Goal: Write every line out verbatim and omit the pictures.

Supplied material:
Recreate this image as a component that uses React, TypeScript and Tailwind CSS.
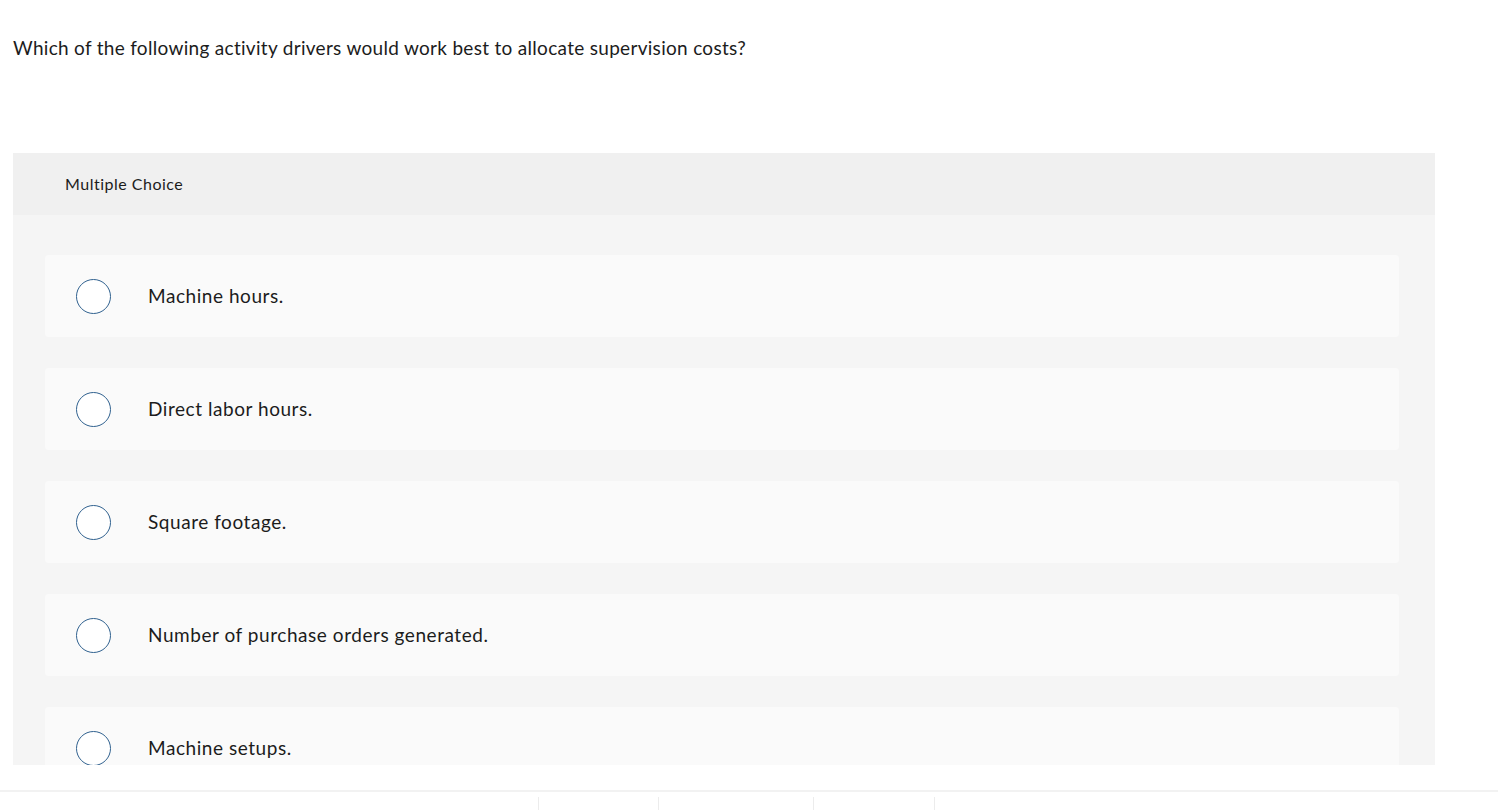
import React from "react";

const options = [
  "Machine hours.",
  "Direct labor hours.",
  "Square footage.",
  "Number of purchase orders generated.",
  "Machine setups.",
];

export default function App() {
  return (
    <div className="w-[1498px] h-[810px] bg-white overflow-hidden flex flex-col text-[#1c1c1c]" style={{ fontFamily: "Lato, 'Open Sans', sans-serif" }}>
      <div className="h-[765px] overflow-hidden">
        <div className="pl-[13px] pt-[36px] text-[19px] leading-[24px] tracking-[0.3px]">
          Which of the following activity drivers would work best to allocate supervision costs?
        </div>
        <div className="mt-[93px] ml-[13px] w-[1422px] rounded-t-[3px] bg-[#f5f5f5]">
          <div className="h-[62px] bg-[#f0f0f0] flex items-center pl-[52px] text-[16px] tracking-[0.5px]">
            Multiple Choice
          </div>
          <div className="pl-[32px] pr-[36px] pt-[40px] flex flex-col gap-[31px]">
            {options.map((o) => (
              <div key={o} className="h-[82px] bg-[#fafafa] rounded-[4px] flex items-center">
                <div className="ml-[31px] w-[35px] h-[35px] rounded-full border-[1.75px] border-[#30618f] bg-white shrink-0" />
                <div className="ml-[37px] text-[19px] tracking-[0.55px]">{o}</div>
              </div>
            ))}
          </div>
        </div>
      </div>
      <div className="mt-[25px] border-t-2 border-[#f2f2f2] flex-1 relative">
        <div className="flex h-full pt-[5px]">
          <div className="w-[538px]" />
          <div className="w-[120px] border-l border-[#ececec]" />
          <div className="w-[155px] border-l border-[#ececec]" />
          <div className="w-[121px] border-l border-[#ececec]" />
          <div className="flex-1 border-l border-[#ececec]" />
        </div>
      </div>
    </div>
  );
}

Response to the task:
Recreate this image as a component that uses React, TypeScript and Tailwind CSS.
import React from "react";

const options = [
  "Machine hours.",
  "Direct labor hours.",
  "Square footage.",
  "Number of purchase orders generated.",
  "Machine setups.",
];

export default function App() {
  return (
    <div className="w-[1498px] h-[810px] bg-white overflow-hidden flex flex-col text-[#1c1c1c]" style={{ fontFamily: "Lato, 'Open Sans', sans-serif" }}>
      <div className="h-[765px] overflow-hidden">
        <div className="pl-[13px] pt-[36px] text-[19px] leading-[24px] tracking-[0.3px]">
          Which of the following activity drivers would work best to allocate supervision costs?
        </div>
        <div className="mt-[93px] ml-[13px] w-[1422px] rounded-t-[3px] bg-[#f5f5f5]">
          <div className="h-[62px] bg-[#f0f0f0] flex items-center pl-[52px] text-[16px] tracking-[0.5px]">
            Multiple Choice
          </div>
          <div className="pl-[32px] pr-[36px] pt-[40px] flex flex-col gap-[31px]">
            {options.map((o) => (
              <div key={o} className="h-[82px] bg-[#fafafa] rounded-[4px] flex items-center">
                <div className="ml-[31px] w-[35px] h-[35px] rounded-full border-[1.75px] border-[#30618f] bg-white shrink-0" />
                <div className="ml-[37px] text-[19px] tracking-[0.55px]">{o}</div>
              </div>
            ))}
          </div>
        </div>
      </div>
      <div className="mt-[25px] border-t-2 border-[#f2f2f2] flex-1 relative">
        <div className="flex h-full pt-[5px]">
          <div className="w-[538px]" />
          <div className="w-[120px] border-l border-[#ececec]" />
          <div className="w-[155px] border-l border-[#ececec]" />
          <div className="w-[121px] border-l border-[#ececec]" />
          <div className="flex-1 border-l border-[#ececec]" />
        </div>
      </div>
    </div>
  );
}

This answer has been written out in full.